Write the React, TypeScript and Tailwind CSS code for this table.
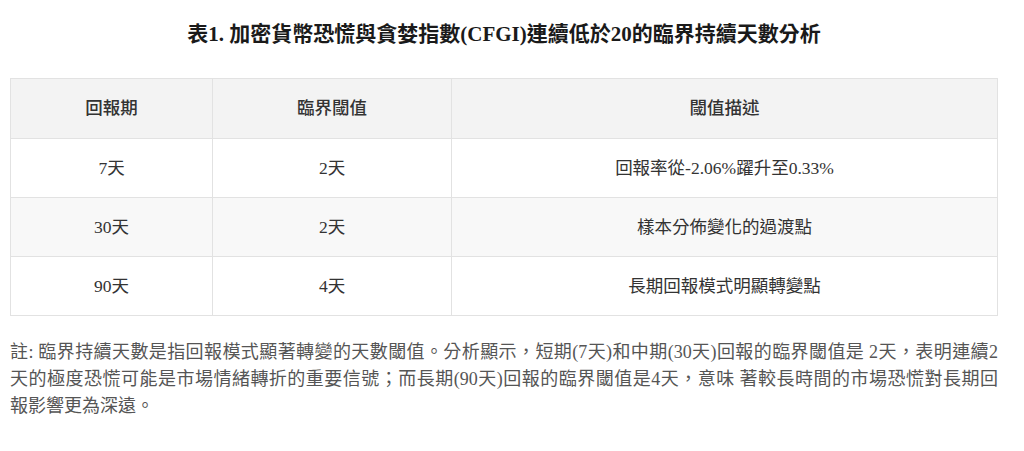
const rows = [
  { period: '7天', threshold: '2天', desc: '回報率從-2.06%躍升至0.33%' },
  { period: '30天', threshold: '2天', desc: '樣本分佈變化的過渡點' },
  { period: '90天', threshold: '4天', desc: '長期回報模式明顯轉變點' },
];

const noteLines = [
  '註: 臨界持續天數是指回報模式顯著轉變的天數閾值。分析顯示，短期(7天)和中期(30天)回報的臨界閾值是 2天，表明連續2',
  '天的極度恐慌可能是市場情緒轉折的重要信號；而長期(90天)回報的臨界閾值是4天，意味 著較長時間的市場恐慌對長期回',
  '報影響更為深遠。',
];

const font = { fontFamily: '"Liberation Serif", "Noto Sans CJK TC", serif' };

export default function App() {
  return (
    <div className="w-[1008px] bg-white px-[10px] pt-[22px] text-[#333]" style={font}>
      <h1 className="text-center text-[21px] font-bold leading-6 text-[#1a1a1a]">
        表1. 加密貨幣恐慌與貪婪指數(CFGI)連續低於20的臨界持續天數分析
      </h1>

      <table className="mt-8 w-full border-collapse border border-[#e2e2e2] text-[17.5px]">
        <colgroup>
          <col className="w-[202px]" />
          <col className="w-[239px]" />
          <col />
        </colgroup>
        <thead>
          <tr className="h-[60px] bg-[#f3f3f3]">
            <th className="border border-[#e2e2e2] font-medium">回報期</th>
            <th className="border border-[#e2e2e2] font-medium">臨界閾值</th>
            <th className="border border-[#e2e2e2] font-medium">閾值描述</th>
          </tr>
        </thead>
        <tbody>
          {rows.map((r, i) => (
            <tr key={r.period} className={i === 1 ? 'h-[59px] bg-[#f8f8f8]' : 'h-[59px] bg-white'}>
              <td className="border border-[#e2e2e2] text-center">{r.period}</td>
              <td className="border border-[#e2e2e2] text-center">{r.threshold}</td>
              <td className="border border-[#e2e2e2] text-center">{r.desc}</td>
            </tr>
          ))}
        </tbody>
      </table>

      <div className="mt-[23px] pb-10 text-[18px] leading-[27px] text-[#555]">
        {noteLines.map((line, i) => (
          <span
            key={i}
            className={i < noteLines.length - 1 ? 'block text-justify [text-align-last:justify]' : 'block'}
          >
            {line}
          </span>
        ))}
      </div>
    </div>
  );
}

+-------+

• _TASK BRIEF_: Retype the whole listing, keeping every line identical and omitting all pictures.

• _THE REPLY_:
Write the React, TypeScript and Tailwind CSS code for this table.
const rows = [
  { period: '7天', threshold: '2天', desc: '回報率從-2.06%躍升至0.33%' },
  { period: '30天', threshold: '2天', desc: '樣本分佈變化的過渡點' },
  { period: '90天', threshold: '4天', desc: '長期回報模式明顯轉變點' },
];

const noteLines = [
  '註: 臨界持續天數是指回報模式顯著轉變的天數閾值。分析顯示，短期(7天)和中期(30天)回報的臨界閾值是 2天，表明連續2',
  '天的極度恐慌可能是市場情緒轉折的重要信號；而長期(90天)回報的臨界閾值是4天，意味 著較長時間的市場恐慌對長期回',
  '報影響更為深遠。',
];

const font = { fontFamily: '"Liberation Serif", "Noto Sans CJK TC", serif' };

export default function App() {
  return (
    <div className="w-[1008px] bg-white px-[10px] pt-[22px] text-[#333]" style={font}>
      <h1 className="text-center text-[21px] font-bold leading-6 text-[#1a1a1a]">
        表1. 加密貨幣恐慌與貪婪指數(CFGI)連續低於20的臨界持續天數分析
      </h1>

      <table className="mt-8 w-full border-collapse border border-[#e2e2e2] text-[17.5px]">
        <colgroup>
          <col className="w-[202px]" />
          <col className="w-[239px]" />
          <col />
        </colgroup>
        <thead>
          <tr className="h-[60px] bg-[#f3f3f3]">
            <th className="border border-[#e2e2e2] font-medium">回報期</th>
            <th className="border border-[#e2e2e2] font-medium">臨界閾值</th>
            <th className="border border-[#e2e2e2] font-medium">閾值描述</th>
          </tr>
        </thead>
        <tbody>
          {rows.map((r, i) => (
            <tr key={r.period} className={i === 1 ? 'h-[59px] bg-[#f8f8f8]' : 'h-[59px] bg-white'}>
              <td className="border border-[#e2e2e2] text-center">{r.period}</td>
              <td className="border border-[#e2e2e2] text-center">{r.threshold}</td>
              <td className="border border-[#e2e2e2] text-center">{r.desc}</td>
            </tr>
          ))}
        </tbody>
      </table>

      <div className="mt-[23px] pb-10 text-[18px] leading-[27px] text-[#555]">
        {noteLines.map((line, i) => (
          <span
            key={i}
            className={i < noteLines.length - 1 ? 'block text-justify [text-align-last:justify]' : 'block'}
          >
            {line}
          </span>
        ))}
      </div>
    </div>
  );
}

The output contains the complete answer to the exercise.